There is a lack of diversity and representation at the organisational level. This causes younger Jews to disengage from the institutions meant to represent them. This disengagement is not only from the institutions – but also from traditional communal life. Since the community’s ties with Israel run first and foremost through its institutions – federations, educational groups and others – stepping away from the organised Jewish world is also a step away from established connections to Israel.
It is possible, I think, that the chasm between the Jewish community and the groups representing it is as large – if not larger – than that between Diaspora Jews and Israel.

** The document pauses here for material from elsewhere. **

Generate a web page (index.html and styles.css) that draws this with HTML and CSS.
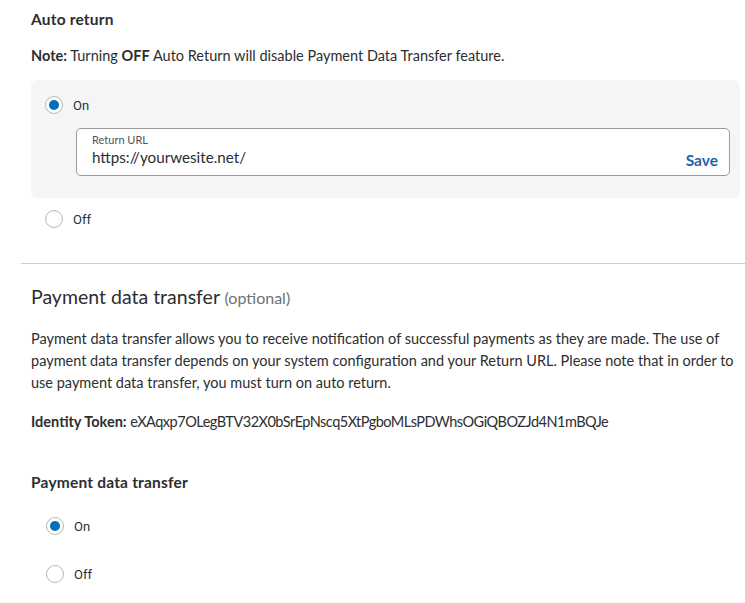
FILE: index.html
```html
<!DOCTYPE html>
<html lang="en">
<head>
<meta charset="utf-8">
<title>Website payment preferences</title>
<link rel="stylesheet" href="styles.css">
</head>
<body>
<main class="page">
  <section class="section">
    <h3 class="subhead">Auto return</h3>
    <p class="note"><b>Note:</b> Turning <b>OFF</b> Auto Return will disable Payment Data Transfer feature.</p>
    <div class="option-box">
      <label class="radio">
        <span class="dot checked"></span>
        <span class="radio-label">On</span>
      </label>
      <div class="field">
        <div class="field-text">
          <span class="field-label">Return URL</span>
          <span class="field-value">https://yourwesite.net/</span>
        </div>
        <span class="save">Save</span>
      </div>
    </div>
    <label class="radio radio-off">
      <span class="dot"></span>
      <span class="radio-label">Off</span>
    </label>
  </section>

  <hr class="divider">

  <section class="section">
    <h2 class="title">Payment data transfer <span class="optional">(optional)</span></h2>
    <p class="para">Payment data transfer allows you to receive notification of successful payments as they are made. The use of payment data transfer depends on your system configuration and your Return URL. Please note that in order to use payment data transfer, you must turn on auto return.</p>
    <p class="token"><b>Identity Token:</b> <span class="token-value">eXAqxp7OLegBTV32X0bSrEpNscq5XtPgboMLsPDWhsOGiQBOZJd4N1mBQJe</span></p>
    <h3 class="subhead subhead-2">Payment data transfer</h3>
    <div class="radio-group">
      <label class="radio">
        <span class="dot checked"></span>
        <span class="radio-label">On</span>
      </label>
      <label class="radio">
        <span class="dot"></span>
        <span class="radio-label">Off</span>
      </label>
    </div>
  </section>
</main>
</body>
</html>
```

FILE: styles.css
```css
* { box-sizing: border-box; }
html, body { margin: 0; padding: 0; background: #fff; }
body {
  font-family: Lato, "Noto Sans", sans-serif;
  color: #2c2e2f;
  font-size: 14.5px;
}
.page {
  padding: 9px 5px 0 31px;
}
.section { margin: 0; }
.subhead {
  margin: 0;
  font-size: 15.5px;
  letter-spacing: 0.2px;
  line-height: 20px;
  font-weight: 700;
}
.note {
  margin: 17px 0 0;
  font-size: 14.5px;
  line-height: 20px;
}
.note b { font-weight: 700; }
.option-box {
  margin-top: 14px;
  background: #f5f5f5;
  border-radius: 6px;
  padding: 15px 10px 22px 14px;
}
.radio {
  display: flex;
  align-items: center;
  gap: 10px;
  height: 20px;
}
.dot {
  width: 18px;
  height: 18px;
  border-radius: 50%;
  border: 1px solid #b7b7b7;
  background: #fff;
  display: flex;
  align-items: center;
  justify-content: center;
  flex: none;
}
.dot.checked::after {
  content: "";
  width: 10px;
  height: 10px;
  border-radius: 50%;
  background: #0070ba;
}
.radio-label {
  font-family: Roboto, "Liberation Sans", sans-serif;
  font-size: 13px;
  color: #2c2e2f;
}
.field {
  margin: 13px 0 0 31px;
  height: 48px;
  border: 1px solid #9a9a9a;
  border-radius: 5px;
  background: #fff;
  display: flex;
  align-items: flex-end;
  justify-content: space-between;
  padding: 0 11px 5px 15px;
}
.field-text {
  display: flex;
  flex-direction: column;
  align-self: stretch;
  padding-top: 4px;
}
.field-label {
  font-size: 11px;
  line-height: 14px;
  color: #515354;
}
.field-value {
  font-size: 15.2px;
  line-height: 20px;
  color: #2c2e2f;
}
.save {
  font-size: 15.5px;
  font-weight: 700;
  color: #1a65a6;
  line-height: 20px;
}
.radio-off {
  margin: 11px 0 0 14px;
}
.divider {
  border: 0;
  border-top: 1px solid #cfcfcf;
  margin: 34px -5px 0 -10px;
}
.title {
  margin: 21px 0 0;
  font-size: 19.5px;
  line-height: 24px;
  font-weight: 400;
}
.optional {
  font-size: 16px;
  color: #6c7378;
}
.para {
  margin: 18px 0 0;
  font-size: 14.5px;
  line-height: 22px;
}
.token {
  margin: 18px 0 0;
  font-size: 14.5px;
  line-height: 20px;
}
.token-value { letter-spacing: -0.5px; }
.subhead-2 { margin-top: 40px; }
.radio-group {
  margin: 24px 0 0 15px;
  display: flex;
  flex-direction: column;
  gap: 28px;
}
```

Using the American Jewish community as a case study, I would like to propose a plan relevant to all Jewish communities. The heart of the plan is simple to state but harder to execute: ensure communal organisations represent the community they claim to speak for. At a time when newly elected political figures in the US are looking more like the American people as a whole, nonprofits that advance Jewish causes are stuck in a cycle that ensures a small group of ultra-wealthy donors calls the shots. It is time Jewish organisations tackled the imbalance of power and the homogeneity of faces within their leadership circles.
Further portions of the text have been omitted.